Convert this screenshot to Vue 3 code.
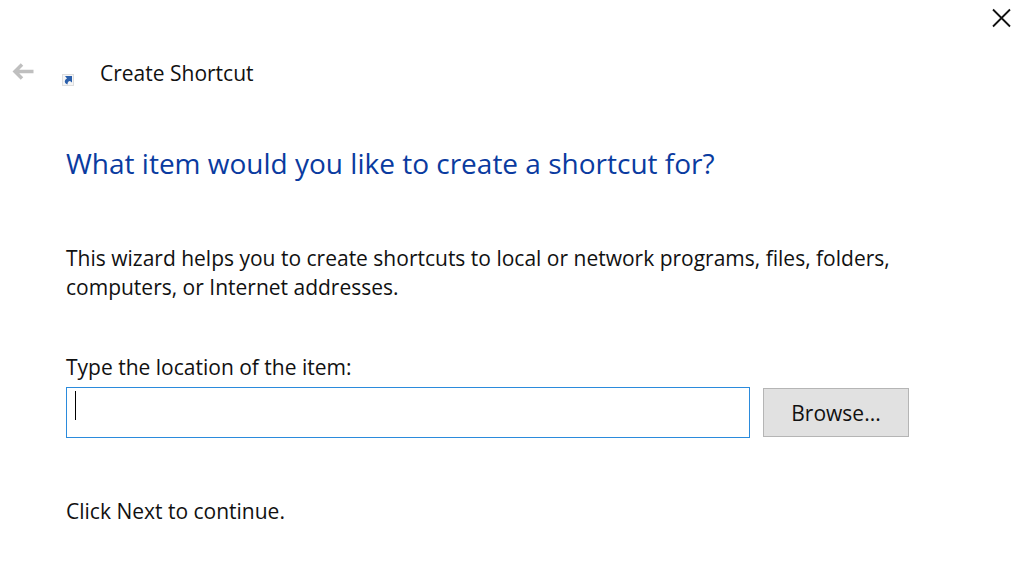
<script setup>
import { ref, onMounted } from 'vue'
const location = ref('')
const field = ref(null)
onMounted(() => field.value.focus())
</script>

<template>
  <main class="wizard">
    <div class="bar">
      <button class="icon-button close" type="button" aria-label="Close">
        <svg width="20" height="20" viewBox="0 0 20 20"><path d="M2 1.500 19 18.500M19 1.500 2 18.500" fill="none" stroke="#111" stroke-width="1.800" /></svg>
      </button>
    </div>
    <header class="head">
      <button class="icon-button back" type="button" aria-label="Back" disabled>
        <svg width="22" height="18" viewBox="0 0 22 18"><path d="M21.500 8.500H4M10 1.500 3 8.500l7 7" fill="none" stroke="#bfbfbf" stroke-width="3.500" /></svg>
      </button>
      <svg class="shortcut" width="12" height="12" viewBox="0 0 12 12">
        <rect x=".5" y=".5" width="11" height="11" fill="#f5f5f5" stroke="#dedede" />
        <path d="M3 2h7v6.500L8 7Q5.500 7 5.500 10.500 2 9 3 6.500 3.500 5 5 4.500z" fill="#2b5fab" />
      </svg>
      <span class="name">Create Shortcut</span>
    </header>
    <section class="body">
      <h1>What item would you like to create a shortcut for?</h1>
      <p class="intro">This wizard helps you to create shortcuts to local or network programs, files, folders, computers, or Internet addresses.</p>
      <label for="location">Type the location of the item:</label>
      <div class="row">
        <div class="field">
          <input id="location" ref="field" v-model="location" type="text" autocomplete="off" />
          <span class="caret" aria-hidden="true"></span>
        </div>
        <button class="browse" type="button">Browse...</button>
      </div>
      <p class="next">Click Next to continue.</p>
    </section>
  </main>
</template>

<style>
body { margin: 0; background: #fff; }
</style>

<style scoped>
.wizard { font: 21px/29px "Open Sans", "Noto Sans", sans-serif; color: #111; }
.bar { display: flex; justify-content: flex-end; padding: 8px 13px 0 0; }
.icon-button { display: flex; padding: 0; border: 0; background: none; }
.head { display: flex; align-items: center; padding: 31px 0 0 12px; }
.back { margin-top: -4px; }
.shortcut { margin: 12px 26px 0 28px; }
h1 { margin: 0; font-size: 28px; line-height: 40px; font-weight: 400; color: #0a3ba0; }
.body { padding: 55px 115px 0 66px; }
.intro { margin: 61px 0 51px; }
label { display: block; }
.row { display: flex; gap: 13px; margin-top: 5px; }
.field { position: relative; flex: 1; }
input { box-sizing: border-box; width: 100%; height: 51px; padding: 0 9px; border: 1px solid #2b8bdc; outline: 0; font: inherit; caret-color: transparent; display: block; }
.caret { position: absolute; left: 9px; top: 4px; width: 1px; height: 29px; background: #000; }
.browse { width: 146px; height: 49px; margin-top: 1px; padding: 2px 0 0; border: 1px solid #b5b5b5; background: #e1e1e1; font: inherit; color: #111; }
.next { margin: 59px 0 0; }
</style>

============================================================

● **Set problem**: Reproduce the material above verbatim; omit every picture.

● **Solution for this exercise**:
Convert this screenshot to Vue 3 code.
<script setup>
import { ref, onMounted } from 'vue'
const location = ref('')
const field = ref(null)
onMounted(() => field.value.focus())
</script>

<template>
  <main class="wizard">
    <div class="bar">
      <button class="icon-button close" type="button" aria-label="Close">
        <svg width="20" height="20" viewBox="0 0 20 20"><path d="M2 1.500 19 18.500M19 1.500 2 18.500" fill="none" stroke="#111" stroke-width="1.800" /></svg>
      </button>
    </div>
    <header class="head">
      <button class="icon-button back" type="button" aria-label="Back" disabled>
        <svg width="22" height="18" viewBox="0 0 22 18"><path d="M21.500 8.500H4M10 1.500 3 8.500l7 7" fill="none" stroke="#bfbfbf" stroke-width="3.500" /></svg>
      </button>
      <svg class="shortcut" width="12" height="12" viewBox="0 0 12 12">
        <rect x=".5" y=".5" width="11" height="11" fill="#f5f5f5" stroke="#dedede" />
        <path d="M3 2h7v6.500L8 7Q5.500 7 5.500 10.500 2 9 3 6.500 3.500 5 5 4.500z" fill="#2b5fab" />
      </svg>
      <span class="name">Create Shortcut</span>
    </header>
    <section class="body">
      <h1>What item would you like to create a shortcut for?</h1>
      <p class="intro">This wizard helps you to create shortcuts to local or network programs, files, folders, computers, or Internet addresses.</p>
      <label for="location">Type the location of the item:</label>
      <div class="row">
        <div class="field">
          <input id="location" ref="field" v-model="location" type="text" autocomplete="off" />
          <span class="caret" aria-hidden="true"></span>
        </div>
        <button class="browse" type="button">Browse...</button>
      </div>
      <p class="next">Click Next to continue.</p>
    </section>
  </main>
</template>

<style>
body { margin: 0; background: #fff; }
</style>

<style scoped>
.wizard { font: 21px/29px "Open Sans", "Noto Sans", sans-serif; color: #111; }
.bar { display: flex; justify-content: flex-end; padding: 8px 13px 0 0; }
.icon-button { display: flex; padding: 0; border: 0; background: none; }
.head { display: flex; align-items: center; padding: 31px 0 0 12px; }
.back { margin-top: -4px; }
.shortcut { margin: 12px 26px 0 28px; }
h1 { margin: 0; font-size: 28px; line-height: 40px; font-weight: 400; color: #0a3ba0; }
.body { padding: 55px 115px 0 66px; }
.intro { margin: 61px 0 51px; }
label { display: block; }
.row { display: flex; gap: 13px; margin-top: 5px; }
.field { position: relative; flex: 1; }
input { box-sizing: border-box; width: 100%; height: 51px; padding: 0 9px; border: 1px solid #2b8bdc; outline: 0; font: inherit; caret-color: transparent; display: block; }
.caret { position: absolute; left: 9px; top: 4px; width: 1px; height: 29px; background: #000; }
.browse { width: 146px; height: 49px; margin-top: 1px; padding: 2px 0 0; border: 1px solid #b5b5b5; background: #e1e1e1; font: inherit; color: #111; }
.next { margin: 59px 0 0; }
</style>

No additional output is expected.